(Dataset rows)
>> Begin
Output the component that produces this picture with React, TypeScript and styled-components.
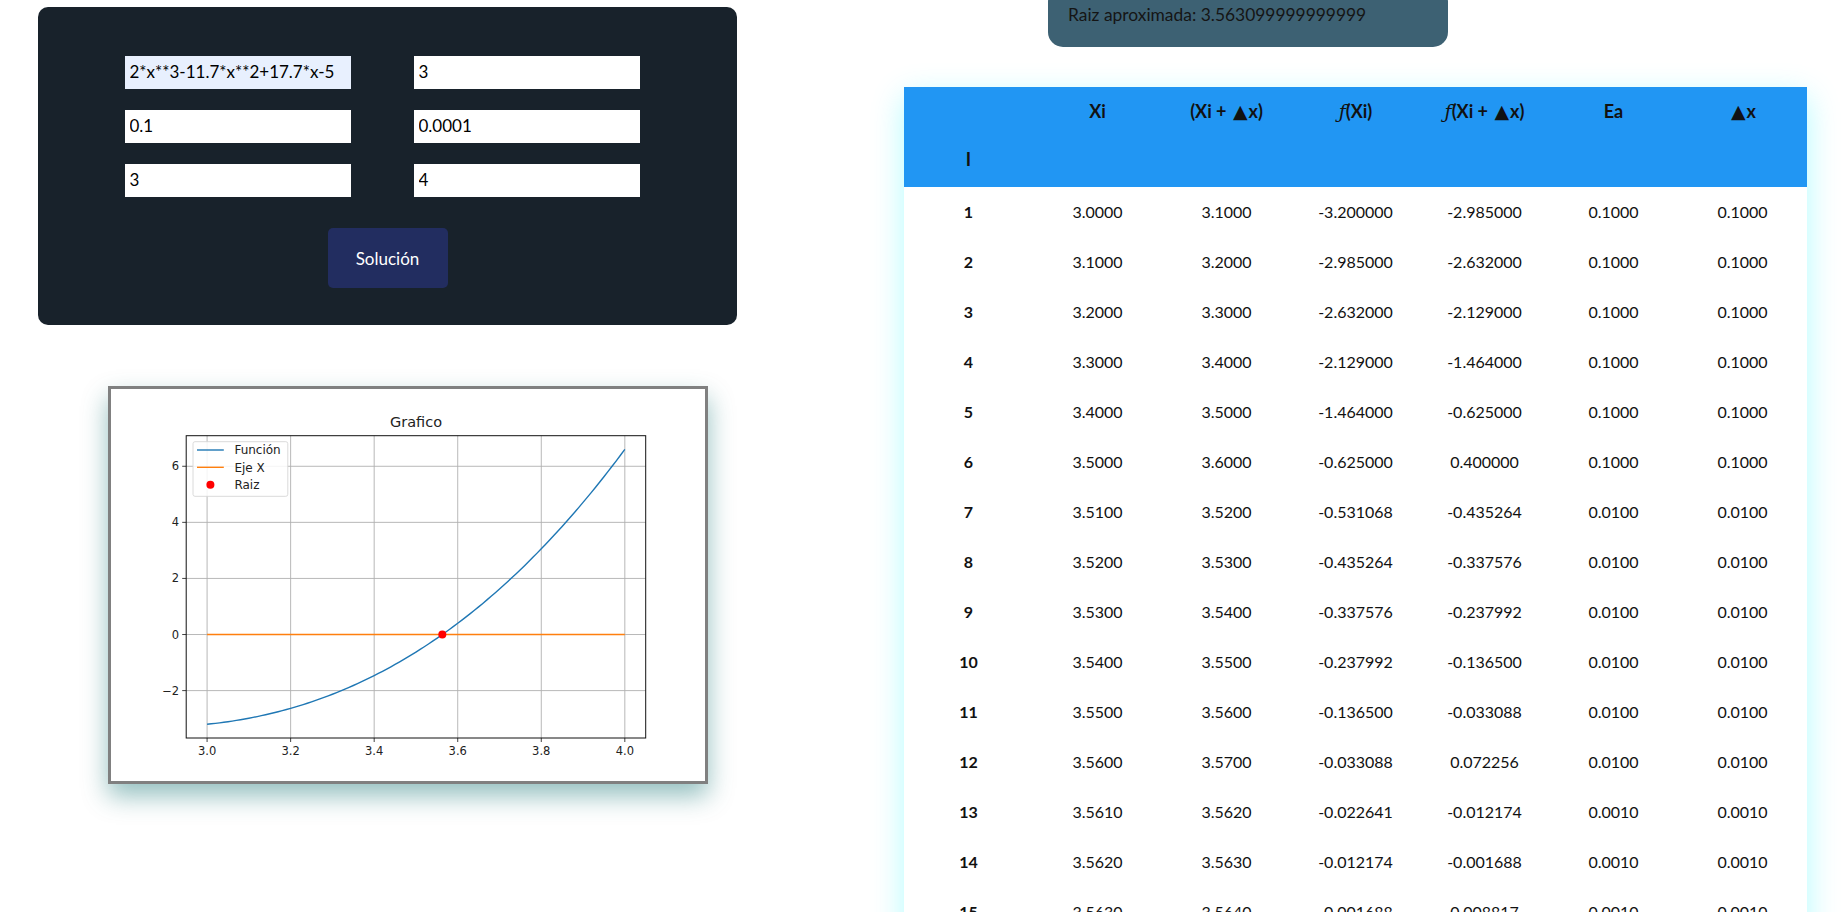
import React from "react";
import styled, { createGlobalStyle } from "styled-components";

const GlobalStyle = createGlobalStyle`
  html, body { margin: 0; padding: 0; background: #ffffff; }
  body { font-family: Lato, "Open Sans", "DejaVu Sans", sans-serif; color: #111; overflow: hidden; }
  * { box-sizing: border-box; }
`;

const Page = styled.div`
  display: flex;
  align-items: flex-start;
  width: 1843px;
  height: 912px;
  overflow: hidden;
`;

const LeftCol = styled.div`
  flex: 0 0 904px;
  display: flex;
  flex-direction: column;
  padding-top: 7px;
`;

const Card = styled.div`
  margin-left: 38px;
  width: 699px;
  background: #18222b;
  border-radius: 10px;
  padding: 49px 0 37px 0;
  display: flex;
  flex-direction: column;
  align-items: center;
`;

const FormGrid = styled.div`
  display: grid;
  grid-template-columns: 226px 226px;
  column-gap: 63px;
  row-gap: 21px;
  margin-left: -11px;
`;

const Field = styled.input<{ $filled?: boolean }>`
  width: 226px;
  height: 33px;
  border: none;
  outline: none;
  padding: 0 5px 3px 5px;
  font-family: Lato, "Open Sans", sans-serif;
  font-size: 17px;
  color: #000;
  background: ${(p) => (p.$filled ? "#e8f0fe" : "#ffffff")};
`;

const SolveButton = styled.button`
  margin-top: 31px;
  width: 120px;
  height: 60px;
  border: none;
  border-radius: 5px;
  background: #222d60;
  color: #ffffff;
  font-family: Lato, "Open Sans", sans-serif;
  font-size: 17px;
  cursor: pointer;
`;

const ChartFrame = styled.div`
  margin-left: 108px;
  margin-top: 61px;
  width: 600px;
  height: 398px;
  border: 3px solid #808080;
  background: #ffffff;
  box-shadow: 0 12px 24px rgba(0, 105, 105, 0.42);
  display: flex;
`;

const RightCol = styled.div`
  flex: 1;
  display: flex;
  flex-direction: column;
`;

const RootPill = styled.div`
  margin-left: 144px;
  margin-top: -13px;
  width: 400px;
  height: 60px;
  border-radius: 15px;
  background: #3d6173;
  padding: 18px 20px 0 20px;
  font-size: 17.4px;
  line-height: 20px;
  color: #151515;
`;

const TableWrap = styled.div`
  margin-top: 40px;
  width: 903px;
  background: #ffffff;
  box-shadow: 0 10px 30px rgba(0, 245, 255, 0.3);
`;

const Table = styled.table`
  width: 903px;
  border-collapse: collapse;
  table-layout: fixed;
  font-size: 16px;
`;

const HeadRow = styled.tr`
  background: #2196f3;
  height: 100px;
`;

const Th = styled.th<{ $bottom?: boolean }>`
  font-weight: 700;
  font-size: 18px;
  color: #111;
  text-align: center;
  line-height: 20px;
  white-space: nowrap;
  vertical-align: ${(p) => (p.$bottom ? "bottom" : "top")};
  padding: ${(p) => (p.$bottom ? "0 0 18px 0" : "14px 0 0 0")};
`;

const Tri = styled.span`
  font-family: "DejaVu Sans", sans-serif;
  font-size: 19px;
  line-height: 20px;
  margin: 0 1px 0 2px;
`;

const Fn = styled.span`
  font-family: "DejaVu Serif", serif;
  font-style: italic;
  font-weight: 400;
  font-size: 19px;
  line-height: 20px;
`;

const BodyRow = styled.tr`
  height: 50px;
`;

const Td = styled.td<{ $index?: boolean }>`
  text-align: center;
  vertical-align: middle;
  padding: 0;
  line-height: 20px;
  font-weight: ${(p) => (p.$index ? 700 : 400)};
  color: #111;
`;

const rows: string[][] = [
  ["3.0000", "3.1000", "-3.200000", "-2.985000", "0.1000", "0.1000"],
  ["3.1000", "3.2000", "-2.985000", "-2.632000", "0.1000", "0.1000"],
  ["3.2000", "3.3000", "-2.632000", "-2.129000", "0.1000", "0.1000"],
  ["3.3000", "3.4000", "-2.129000", "-1.464000", "0.1000", "0.1000"],
  ["3.4000", "3.5000", "-1.464000", "-0.625000", "0.1000", "0.1000"],
  ["3.5000", "3.6000", "-0.625000", "0.400000", "0.1000", "0.1000"],
  ["3.5100", "3.5200", "-0.531068", "-0.435264", "0.0100", "0.0100"],
  ["3.5200", "3.5300", "-0.435264", "-0.337576", "0.0100", "0.0100"],
  ["3.5300", "3.5400", "-0.337576", "-0.237992", "0.0100", "0.0100"],
  ["3.5400", "3.5500", "-0.237992", "-0.136500", "0.0100", "0.0100"],
  ["3.5500", "3.5600", "-0.136500", "-0.033088", "0.0100", "0.0100"],
  ["3.5600", "3.5700", "-0.033088", "0.072256", "0.0100", "0.0100"],
  ["3.5610", "3.5620", "-0.022641", "-0.012174", "0.0010", "0.0010"],
  ["3.5620", "3.5630", "-0.012174", "-0.001688", "0.0010", "0.0010"],
  ["3.5630", "3.5640", "-0.001688", "0.008817", "0.0010", "0.0010"],
  ["3.5630", "3.5631", "-0.001688", "-0.000636", "0.0001", "0.0001"],
];

const f = (x: number) => 2 * x ** 3 - 11.7 * x ** 2 + 17.7 * x - 5;

// chart geometry (inner frame 594 x 392)
const AX_L = 75.2;
const AX_R = 534.7;
const AX_T = 46.7;
const AX_B = 349;
const X0 = 2.95;
const X1 = 4.05;
const Y0 = -3.69;
const Y1 = 7.09;
const px = (x: number) => AX_L + ((x - X0) / (X1 - X0)) * (AX_R - AX_L);
const py = (y: number) => AX_T + ((Y1 - y) / (Y1 - Y0)) * (AX_B - AX_T);

const Chart: React.FC = () => {
  const pts: string[] = [];
  for (let i = 0; i <= 100; i++) {
    const x = 3 + i / 100;
    pts.push(`${px(x).toFixed(2)},${py(f(x)).toFixed(2)}`);
  }
  const xTicks = [3.0, 3.2, 3.4, 3.6, 3.8, 4.0];
  const yTicks = [-2, 0, 2, 4, 6];
  const tickFont = { fontFamily: "'DejaVu Sans', sans-serif", fontSize: 11.5, fill: "#222" };
  const legendFont = { fontFamily: "'DejaVu Sans', sans-serif", fontSize: 12, fill: "#222" };
  return (
    <svg width="594" height="392" viewBox="0 0 594 392">
      <rect x="0" y="0" width="594" height="392" fill="#fff" />
      <text x="305" y="38" textAnchor="middle" style={{ fontFamily: "'DejaVu Sans', sans-serif", fontSize: 14.5, fill: "#222" }}>
        Grafico
      </text>
      {xTicks.map((t) => (
        <line key={"gx" + t} x1={px(t)} x2={px(t)} y1={AX_T} y2={AX_B} stroke="#b0b0b0" strokeWidth="0.9" />
      ))}
      {yTicks.map((t) => (
        <line key={"gy" + t} x1={AX_L} x2={AX_R} y1={py(t)} y2={py(t)} stroke="#b0b0b0" strokeWidth="0.9" />
      ))}
      <line x1={px(3)} x2={px(4)} y1={py(0)} y2={py(0)} stroke="#ff7f0e" strokeWidth="1.4" />
      <polyline points={pts.join(" ")} fill="none" stroke="#1f77b4" strokeWidth="1.4" />
      <circle cx={px(3.5631)} cy={py(0)} r="4" fill="#ff0000" />
      <rect x={AX_L} y={AX_T} width={AX_R - AX_L} height={AX_B - AX_T} fill="none" stroke="#111" strokeWidth="1" />
      {xTicks.map((t) => (
        <g key={"tx" + t}>
          <line x1={px(t)} x2={px(t)} y1={AX_B} y2={AX_B + 4} stroke="#111" strokeWidth="0.8" />
          <text x={px(t)} y={AX_B + 17} textAnchor="middle" style={tickFont}>
            {t.toFixed(1)}
          </text>
        </g>
      ))}
      {yTicks.map((t) => (
        <g key={"ty" + t}>
          <line x1={AX_L - 4} x2={AX_L} y1={py(t)} y2={py(t)} stroke="#111" strokeWidth="0.8" />
          <text x={AX_L - 7} y={py(t) + 4} textAnchor="end" style={tickFont}>
            {t < 0 ? `\u2212${Math.abs(t)}` : `${t}`}
          </text>
        </g>
      ))}
      <rect x="82" y="52.7" width="94.8" height="54.6" rx="2" fill="#fff" fillOpacity="0.85" stroke="#d6d6d6" strokeWidth="0.9" />
      <line x1="86" x2="112.8" y1="61" y2="61" stroke="#1f77b4" strokeWidth="1.4" />
      <line x1="86" x2="112.8" y1="78.3" y2="78.3" stroke="#ff7f0e" strokeWidth="1.4" />
      <circle cx="99.4" cy="95.7" r="4" fill="#ff0000" />
      <text x="123.4" y="65.3" style={legendFont}>Función</text>
      <text x="123.4" y="82.6" style={legendFont}>Eje X</text>
      <text x="123.4" y="100" style={legendFont}>Raiz</text>
    </svg>
  );
};

const T = () => <Tri>{"\u25B2"}</Tri>;
const F = () => <Fn>{"\u0192"}</Fn>;

export default function App() {
  return (
    <>
      <GlobalStyle />
      <Page>
        <LeftCol>
          <Card>
            <FormGrid>
              <Field $filled defaultValue="2*x**3-11.7*x**2+17.7*x-5" />
              <Field defaultValue="3" />
              <Field defaultValue="0.1" />
              <Field defaultValue="0.0001" />
              <Field defaultValue="3" />
              <Field defaultValue="4" />
            </FormGrid>
            <SolveButton>Solución</SolveButton>
          </Card>
          <ChartFrame>
            <Chart />
          </ChartFrame>
        </LeftCol>
        <RightCol>
          <RootPill>Raiz aproximada: 3.563099999999999</RootPill>
          <TableWrap>
            <Table>
              <thead>
                <HeadRow>
                  <Th $bottom>I</Th>
                  <Th>Xi</Th>
                  <Th>
                    (Xi + <T />x)
                  </Th>
                  <Th>
                    <F />(Xi)
                  </Th>
                  <Th>
                    <F />(Xi + <T />x)
                  </Th>
                  <Th>Ea</Th>
                  <Th>
                    <T />x
                  </Th>
                </HeadRow>
              </thead>
              <tbody>
                {rows.map((r, i) => (
                  <BodyRow key={i}>
                    <Td $index>{i + 1}</Td>
                    {r.map((c, j) => (
                      <Td key={j}>{c}</Td>
                    ))}
                  </BodyRow>
                ))}
              </tbody>
            </Table>
          </TableWrap>
        </RightCol>
      </Page>
    </>
  );
}
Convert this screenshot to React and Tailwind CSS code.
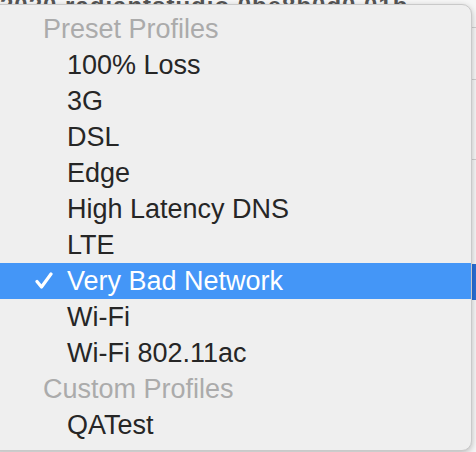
import React from "react";

const items = [
  { type: "header", label: "Preset Profiles" },
  { label: "100% Loss" },
  { label: "3G" },
  { label: "DSL" },
  { label: "Edge" },
  { label: "High Latency DNS" },
  { label: "LTE" },
  { label: "Very Bad Network", selected: true },
  { label: "Wi-Fi" },
  { label: "Wi-Fi 802.11ac" },
  { type: "header", label: "Custom Profiles" },
  { label: "QATest" },
];

export default function App() {
  return (
    <div
      className="relative w-[476px] h-[452px] overflow-hidden bg-[#f6f6f6] flex flex-col"
      style={{ fontFamily: '"Liberation Sans", Arial, sans-serif' }}
    >
      {/* background window content */}
      <div className="h-[4px] overflow-hidden flex items-end">
        <div className="whitespace-nowrap text-[24px] leading-[24px] font-bold text-[#555] tracking-[1px] mb-[-14px]">
          2020 radiantstudio 0be8b0d0 01b
        </div>
      </div>
      <div className="flex-1 flex justify-end">
        <div className="w-[6px] flex flex-col">
          <div className="h-[24px] border-b border-[#cfcfcf]" />
          <div className="h-[52px] border-b border-[#cfcfcf]" />
          <div className="h-[80px] border-b border-[#cfcfcf]" />
          <div className="h-[56px]" />
          <div className="h-[48px]" />
          <div className="h-[36px] bg-[#2a6fd6]" />
        </div>
      </div>

      {/* menu */}
      <div className="absolute left-[-10px] top-[4px] w-[482px] h-[447px] rounded-[10px] bg-[#efefef] border border-[#c9c9c9] shadow-[0_2px_6px_rgba(0,0,0,0.25)] pt-[6px] overflow-hidden flex flex-col">
        {items.map((it, i) =>
          it.type === "header" ? (
            <div
              key={i}
              className="h-[36px] flex items-center pl-[52px] text-[27px] text-[#ababab]"
            >
              {it.label}
            </div>
          ) : (
            <div
              key={i}
              className={
                it.selected
                  ? "h-[36px] flex items-center pl-[44px] text-[27px] text-white bg-[#4496f7]"
                  : "h-[36px] flex items-center pl-[76px] text-[27px] text-[#262626]"
              }
            >
              {it.selected && (
                <svg
                  className="mr-[14px]"
                  width="18"
                  height="18"
                  viewBox="0 0 18 18"
                >
                  <path
                    d="M2 9.5 L6.5 15 L16 2"
                    fill="none"
                    stroke="white"
                    strokeWidth="3.2"
                    strokeLinecap="round"
                    strokeLinejoin="round"
                  />
                </svg>
              )}
              {it.label}
            </div>
          )
        )}
      </div>
    </div>
  );
}
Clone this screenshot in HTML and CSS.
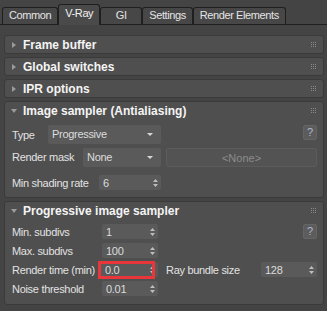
>> End
Exercise directions
Copy out each line of the records that holds the string "screenshot".

Output for this task
Convert this screenshot to React and Tailwind CSS code.
Clone this screenshot in HTML and CSS.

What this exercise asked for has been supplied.